Découverte du tombeau de Jean de Salisbury, évêque de Chartres
dans Bulletin Monumental n° 69 – 1905, par le chanoine Métais, p. 501 à 504
doi : https://doi.org/10.3406/bulmo.1905.11849
https://www.persee.fr/issue/bulmo_0007-473x_1905_num_69_1

par Charles Métais (1855-1912)
Abbé, chanoine honoraire du diocèse de l’évêché de Chartres – Historien local et archiviste, directeur de la « Revue des archives historiques du diocèse de Chartres » (Source DataBNF)

« L’abbaye de Notre-Dame de Josaphat, près Chartres, fut fondée en 1117 par Geoffroy de Lèves, évêque de Chartres. L’église fut saccagée par les protestants en 1568 et en 1591, pendant les sièges de cette ville.

Elle contenait, d’après le nécrologe et les chroniques de l’abbaye, de nombreuses sépultures, dont quelques-unes furent dessinées par Gaignières. On connaît ainsi six sépultures d’évêques de Chartres, plusieurs d’abbés du monastère et d’un certain nombre de seigneurs de la contrée.
L’évêque fondateur, Geoffroy de Lèves, † 1148, avait son tombeau dans le choeur, « du costé de l’évangile, proche l’arcade où l’on va maintenant en la chapelle Nostre-Dame ».
Le premier abbé, Girard, mort en odeur de sainteté, avait le sien vis-à-vis, « du costé de l’épistre, devant la chapelle Saint-Nicolas ».
Goslein de Lèves, évêque de Chartres, † 1155, gisait « in sacello B. Marie Virg. post cathedras nostri chori ».
L’évêque Robert, † 1164, dans la chapelle de saint Jean l’évangéliste.
Jean de Salisbury, † 1180, « cujus corpus jacet apud nos in capella Beate Marie » « Son effigie estoit près de l’autel de la Vierge ».
Pierre de la Celle, † 1187, « in choro nostro ubi epistola legitur ».
Regnault de Mouçon, † 1217, « devant l’autel des Anges ».

Dans le choeur, on voyait encore les pierres tombales de Goslein de Lèves, seigneur de Lèves et frère de l’évêque Geoffroy, et de Lucie, sa femme, « sous l’aigle » ;
– de Jean Pinart, abbé, † 1505, « derrière la tombe de Girard » ;
– d’André de Moutain, abbé, † 1521, « in medio templi choro, ante lampadem, ubi decantatur epistola ».
Philippe de Lèves, archidiacre de Dunois, † vers 1216, était dans la chapelle Sainte-Catherine ; Gervais Vuain, abbé, † 1554, « dans la chapelle du costé de l’épître » ; Gervasius, abbé, XIIIe siècle, « in medio navis » ; Michel de Bonnemain, abbé, † 1271, « ante virgineum altare » ; Philippe de Lèves, XIIIe siècle, « à la grande porte de l’église » ; Garin de Friaize, † après 1231, dans le choeur, etc., etc.

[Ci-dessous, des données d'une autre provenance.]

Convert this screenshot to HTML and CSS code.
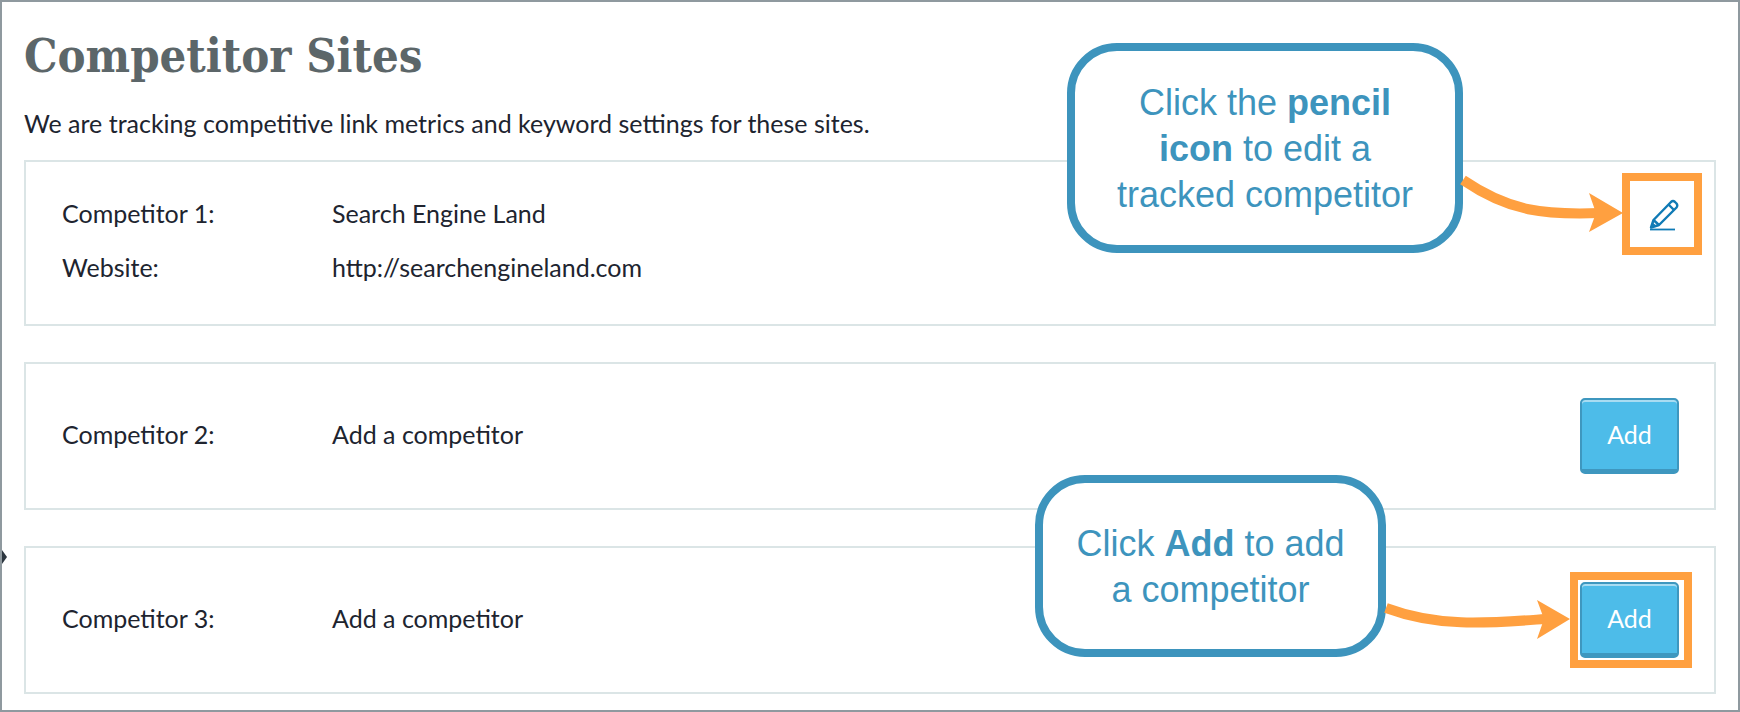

Tous ces renseignements nous avaient fait concevoir le projet d’entreprendre des fouilles dans l’emplacement de l’église abbatiale, dans la cour actuelle de l’asile d’Aligre. Il n’en restait qu’un fragment de mur légèrement cintré, soutenu par une voûte au-dessus d’une fontaine.
Les premiers coups de pioche firent apparaître une colonne semi-circulaire engagée dans un mur, et bientôt après la colonne opposée. Celles-ci étaient soutenues par une base simple mais élégante, appuyée sur des griffes d’un beau dessin.

Tombeau de Jean de Salisbury : rinceau tatéral
Tombeau de Jean de Salisbury

Entre ces deux colonnes, dans un blocage qui remplissait l’abside en hémicycle du croisillon nord, fut dégagé un autel, encore intact, sauf la table supérieure enlevée. Entre l’autel et le mur on trouva une statue de la Vierge, de la Renaissance, décapitée et mutilée ; enfin le mur du côté de l’évangile était échancré jusqu’à un jour assez large, de forme carrée, pratiqué dans la voûte et par où on puisait de l’eau dans la fontaine sacrée pour les pèlerins.
A deux mètres à peine de la colonne de gauche fut découvert, adossé au mur de fond du transept, un splendide sarcophage, merveilleusement sculpté, mais qui avait été violé sans doute en 1568. Il contenait encore des ossements nombreux que nous avons recueillis avec soin. La tombe de Jean de Salisbury, évêque de Chartres, se trouve bien devant l’autel de la Vierge, élevé au-dessus de la fontaine consacrée à Marie, but d’un pèlerinage très fréquenté au moyen âge, et décoré d’une statue de la Vierge.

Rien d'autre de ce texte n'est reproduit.